What to do: Can you print the data exactly and leave out each image?

## START Data segment

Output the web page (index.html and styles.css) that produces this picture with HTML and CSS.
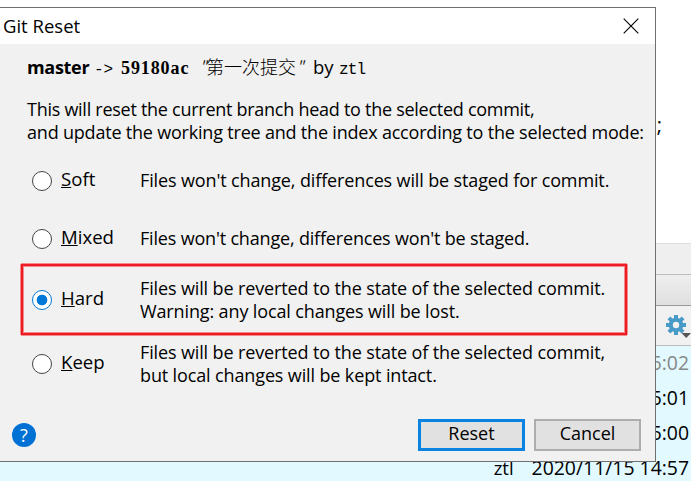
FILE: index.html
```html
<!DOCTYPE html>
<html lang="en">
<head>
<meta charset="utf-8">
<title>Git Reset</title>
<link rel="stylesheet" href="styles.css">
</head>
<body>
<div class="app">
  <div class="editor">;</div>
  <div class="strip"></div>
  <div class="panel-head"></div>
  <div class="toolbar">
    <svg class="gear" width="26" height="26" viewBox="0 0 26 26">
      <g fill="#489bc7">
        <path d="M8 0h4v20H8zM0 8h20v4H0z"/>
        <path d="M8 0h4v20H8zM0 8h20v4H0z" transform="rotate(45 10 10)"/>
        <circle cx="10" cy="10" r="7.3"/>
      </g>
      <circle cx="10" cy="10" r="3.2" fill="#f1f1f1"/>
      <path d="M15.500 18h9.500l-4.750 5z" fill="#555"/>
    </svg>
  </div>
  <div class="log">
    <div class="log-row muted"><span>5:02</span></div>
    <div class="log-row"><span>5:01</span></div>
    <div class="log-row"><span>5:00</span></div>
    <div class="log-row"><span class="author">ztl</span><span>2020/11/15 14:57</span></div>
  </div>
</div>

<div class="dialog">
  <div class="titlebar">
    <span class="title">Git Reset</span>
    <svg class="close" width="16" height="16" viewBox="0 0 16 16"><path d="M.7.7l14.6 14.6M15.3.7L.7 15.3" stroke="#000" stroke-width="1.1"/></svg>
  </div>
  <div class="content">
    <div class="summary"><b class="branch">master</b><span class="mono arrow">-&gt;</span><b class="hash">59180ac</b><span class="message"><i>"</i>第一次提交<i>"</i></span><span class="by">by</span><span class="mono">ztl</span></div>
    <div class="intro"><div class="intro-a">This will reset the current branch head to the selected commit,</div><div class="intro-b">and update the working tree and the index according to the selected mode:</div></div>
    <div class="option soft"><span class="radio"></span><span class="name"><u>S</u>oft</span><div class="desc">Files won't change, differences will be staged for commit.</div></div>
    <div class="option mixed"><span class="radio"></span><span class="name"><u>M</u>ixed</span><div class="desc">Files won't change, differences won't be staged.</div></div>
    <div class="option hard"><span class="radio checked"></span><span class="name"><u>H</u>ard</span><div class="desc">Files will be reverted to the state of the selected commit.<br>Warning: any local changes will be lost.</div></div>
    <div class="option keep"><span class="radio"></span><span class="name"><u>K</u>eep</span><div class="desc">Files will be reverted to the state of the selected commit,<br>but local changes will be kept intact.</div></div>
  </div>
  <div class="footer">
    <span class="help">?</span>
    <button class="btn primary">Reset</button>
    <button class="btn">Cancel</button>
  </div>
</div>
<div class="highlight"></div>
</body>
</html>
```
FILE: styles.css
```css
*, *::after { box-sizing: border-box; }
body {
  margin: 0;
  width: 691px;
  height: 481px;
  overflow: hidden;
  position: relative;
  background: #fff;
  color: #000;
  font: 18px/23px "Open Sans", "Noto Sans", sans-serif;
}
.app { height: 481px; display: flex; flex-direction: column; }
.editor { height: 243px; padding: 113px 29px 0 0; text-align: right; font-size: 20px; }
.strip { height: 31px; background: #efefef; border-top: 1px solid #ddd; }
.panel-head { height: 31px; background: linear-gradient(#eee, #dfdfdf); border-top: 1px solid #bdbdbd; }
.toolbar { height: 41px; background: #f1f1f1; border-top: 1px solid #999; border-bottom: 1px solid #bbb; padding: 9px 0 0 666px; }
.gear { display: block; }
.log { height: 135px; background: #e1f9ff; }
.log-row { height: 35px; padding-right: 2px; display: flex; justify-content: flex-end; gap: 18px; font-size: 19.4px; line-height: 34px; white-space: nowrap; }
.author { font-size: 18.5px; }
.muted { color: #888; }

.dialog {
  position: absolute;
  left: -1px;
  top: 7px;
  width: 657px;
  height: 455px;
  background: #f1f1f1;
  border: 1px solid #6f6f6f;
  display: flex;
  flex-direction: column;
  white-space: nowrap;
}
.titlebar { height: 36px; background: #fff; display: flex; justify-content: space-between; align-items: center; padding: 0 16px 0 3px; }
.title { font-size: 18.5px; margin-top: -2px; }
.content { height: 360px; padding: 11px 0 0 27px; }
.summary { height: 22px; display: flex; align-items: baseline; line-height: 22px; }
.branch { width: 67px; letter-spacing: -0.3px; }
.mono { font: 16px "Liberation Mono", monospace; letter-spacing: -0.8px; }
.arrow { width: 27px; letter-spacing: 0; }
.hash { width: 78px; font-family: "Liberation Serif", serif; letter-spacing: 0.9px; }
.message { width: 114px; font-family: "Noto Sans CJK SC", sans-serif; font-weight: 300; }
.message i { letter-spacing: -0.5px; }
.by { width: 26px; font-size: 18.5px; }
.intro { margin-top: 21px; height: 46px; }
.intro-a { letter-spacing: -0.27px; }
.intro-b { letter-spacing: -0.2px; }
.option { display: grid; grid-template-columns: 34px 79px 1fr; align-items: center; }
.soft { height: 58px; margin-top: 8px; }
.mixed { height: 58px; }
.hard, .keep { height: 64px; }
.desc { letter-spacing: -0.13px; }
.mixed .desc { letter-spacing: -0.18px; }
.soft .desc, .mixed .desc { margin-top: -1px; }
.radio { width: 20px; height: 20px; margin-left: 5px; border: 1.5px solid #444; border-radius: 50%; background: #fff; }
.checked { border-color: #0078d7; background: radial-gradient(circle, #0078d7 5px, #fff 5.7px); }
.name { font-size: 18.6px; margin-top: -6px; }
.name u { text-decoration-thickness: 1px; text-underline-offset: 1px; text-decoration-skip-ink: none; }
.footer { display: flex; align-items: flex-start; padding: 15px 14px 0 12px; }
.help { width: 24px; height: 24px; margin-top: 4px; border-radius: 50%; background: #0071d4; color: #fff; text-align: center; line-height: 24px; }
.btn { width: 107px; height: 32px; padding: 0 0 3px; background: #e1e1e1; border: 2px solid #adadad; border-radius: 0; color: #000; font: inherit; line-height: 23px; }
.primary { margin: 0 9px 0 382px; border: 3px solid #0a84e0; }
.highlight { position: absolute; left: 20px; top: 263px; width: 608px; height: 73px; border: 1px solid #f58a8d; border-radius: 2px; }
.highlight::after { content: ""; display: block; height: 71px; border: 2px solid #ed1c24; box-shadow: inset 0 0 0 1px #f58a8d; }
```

## END Data segment

Answer for this exercise:
Output the web page (index.html and styles.css) that produces this picture with HTML and CSS.
FILE: index.html
```html
<!DOCTYPE html>
<html lang="en">
<head>
<meta charset="utf-8">
<title>Git Reset</title>
<link rel="stylesheet" href="styles.css">
</head>
<body>
<div class="app">
  <div class="editor">;</div>
  <div class="strip"></div>
  <div class="panel-head"></div>
  <div class="toolbar">
    <svg class="gear" width="26" height="26" viewBox="0 0 26 26">
      <g fill="#489bc7">
        <path d="M8 0h4v20H8zM0 8h20v4H0z"/>
        <path d="M8 0h4v20H8zM0 8h20v4H0z" transform="rotate(45 10 10)"/>
        <circle cx="10" cy="10" r="7.3"/>
      </g>
      <circle cx="10" cy="10" r="3.2" fill="#f1f1f1"/>
      <path d="M15.500 18h9.500l-4.750 5z" fill="#555"/>
    </svg>
  </div>
  <div class="log">
    <div class="log-row muted"><span>5:02</span></div>
    <div class="log-row"><span>5:01</span></div>
    <div class="log-row"><span>5:00</span></div>
    <div class="log-row"><span class="author">ztl</span><span>2020/11/15 14:57</span></div>
  </div>
</div>

<div class="dialog">
  <div class="titlebar">
    <span class="title">Git Reset</span>
    <svg class="close" width="16" height="16" viewBox="0 0 16 16"><path d="M.7.7l14.6 14.6M15.3.7L.7 15.3" stroke="#000" stroke-width="1.1"/></svg>
  </div>
  <div class="content">
    <div class="summary"><b class="branch">master</b><span class="mono arrow">-&gt;</span><b class="hash">59180ac</b><span class="message"><i>"</i>第一次提交<i>"</i></span><span class="by">by</span><span class="mono">ztl</span></div>
    <div class="intro"><div class="intro-a">This will reset the current branch head to the selected commit,</div><div class="intro-b">and update the working tree and the index according to the selected mode:</div></div>
    <div class="option soft"><span class="radio"></span><span class="name"><u>S</u>oft</span><div class="desc">Files won't change, differences will be staged for commit.</div></div>
    <div class="option mixed"><span class="radio"></span><span class="name"><u>M</u>ixed</span><div class="desc">Files won't change, differences won't be staged.</div></div>
    <div class="option hard"><span class="radio checked"></span><span class="name"><u>H</u>ard</span><div class="desc">Files will be reverted to the state of the selected commit.<br>Warning: any local changes will be lost.</div></div>
    <div class="option keep"><span class="radio"></span><span class="name"><u>K</u>eep</span><div class="desc">Files will be reverted to the state of the selected commit,<br>but local changes will be kept intact.</div></div>
  </div>
  <div class="footer">
    <span class="help">?</span>
    <button class="btn primary">Reset</button>
    <button class="btn">Cancel</button>
  </div>
</div>
<div class="highlight"></div>
</body>
</html>
```
FILE: styles.css
```css
*, *::after { box-sizing: border-box; }
body {
  margin: 0;
  width: 691px;
  height: 481px;
  overflow: hidden;
  position: relative;
  background: #fff;
  color: #000;
  font: 18px/23px "Open Sans", "Noto Sans", sans-serif;
}
.app { height: 481px; display: flex; flex-direction: column; }
.editor { height: 243px; padding: 113px 29px 0 0; text-align: right; font-size: 20px; }
.strip { height: 31px; background: #efefef; border-top: 1px solid #ddd; }
.panel-head { height: 31px; background: linear-gradient(#eee, #dfdfdf); border-top: 1px solid #bdbdbd; }
.toolbar { height: 41px; background: #f1f1f1; border-top: 1px solid #999; border-bottom: 1px solid #bbb; padding: 9px 0 0 666px; }
.gear { display: block; }
.log { height: 135px; background: #e1f9ff; }
.log-row { height: 35px; padding-right: 2px; display: flex; justify-content: flex-end; gap: 18px; font-size: 19.4px; line-height: 34px; white-space: nowrap; }
.author { font-size: 18.5px; }
.muted { color: #888; }

.dialog {
  position: absolute;
  left: -1px;
  top: 7px;
  width: 657px;
  height: 455px;
  background: #f1f1f1;
  border: 1px solid #6f6f6f;
  display: flex;
  flex-direction: column;
  white-space: nowrap;
}
.titlebar { height: 36px; background: #fff; display: flex; justify-content: space-between; align-items: center; padding: 0 16px 0 3px; }
.title { font-size: 18.5px; margin-top: -2px; }
.content { height: 360px; padding: 11px 0 0 27px; }
.summary { height: 22px; display: flex; align-items: baseline; line-height: 22px; }
.branch { width: 67px; letter-spacing: -0.3px; }
.mono { font: 16px "Liberation Mono", monospace; letter-spacing: -0.8px; }
.arrow { width: 27px; letter-spacing: 0; }
.hash { width: 78px; font-family: "Liberation Serif", serif; letter-spacing: 0.9px; }
.message { width: 114px; font-family: "Noto Sans CJK SC", sans-serif; font-weight: 300; }
.message i { letter-spacing: -0.5px; }
.by { width: 26px; font-size: 18.5px; }
.intro { margin-top: 21px; height: 46px; }
.intro-a { letter-spacing: -0.27px; }
.intro-b { letter-spacing: -0.2px; }
.option { display: grid; grid-template-columns: 34px 79px 1fr; align-items: center; }
.soft { height: 58px; margin-top: 8px; }
.mixed { height: 58px; }
.hard, .keep { height: 64px; }
.desc { letter-spacing: -0.13px; }
.mixed .desc { letter-spacing: -0.18px; }
.soft .desc, .mixed .desc { margin-top: -1px; }
.radio { width: 20px; height: 20px; margin-left: 5px; border: 1.5px solid #444; border-radius: 50%; background: #fff; }
.checked { border-color: #0078d7; background: radial-gradient(circle, #0078d7 5px, #fff 5.7px); }
.name { font-size: 18.6px; margin-top: -6px; }
.name u { text-decoration-thickness: 1px; text-underline-offset: 1px; text-decoration-skip-ink: none; }
.footer { display: flex; align-items: flex-start; padding: 15px 14px 0 12px; }
.help { width: 24px; height: 24px; margin-top: 4px; border-radius: 50%; background: #0071d4; color: #fff; text-align: center; line-height: 24px; }
.btn { width: 107px; height: 32px; padding: 0 0 3px; background: #e1e1e1; border: 2px solid #adadad; border-radius: 0; color: #000; font: inherit; line-height: 23px; }
.primary { margin: 0 9px 0 382px; border: 3px solid #0a84e0; }
.highlight { position: absolute; left: 20px; top: 263px; width: 608px; height: 73px; border: 1px solid #f58a8d; border-radius: 2px; }
.highlight::after { content: ""; display: block; height: 71px; border: 2px solid #ed1c24; box-shadow: inset 0 0 0 1px #f58a8d; }
```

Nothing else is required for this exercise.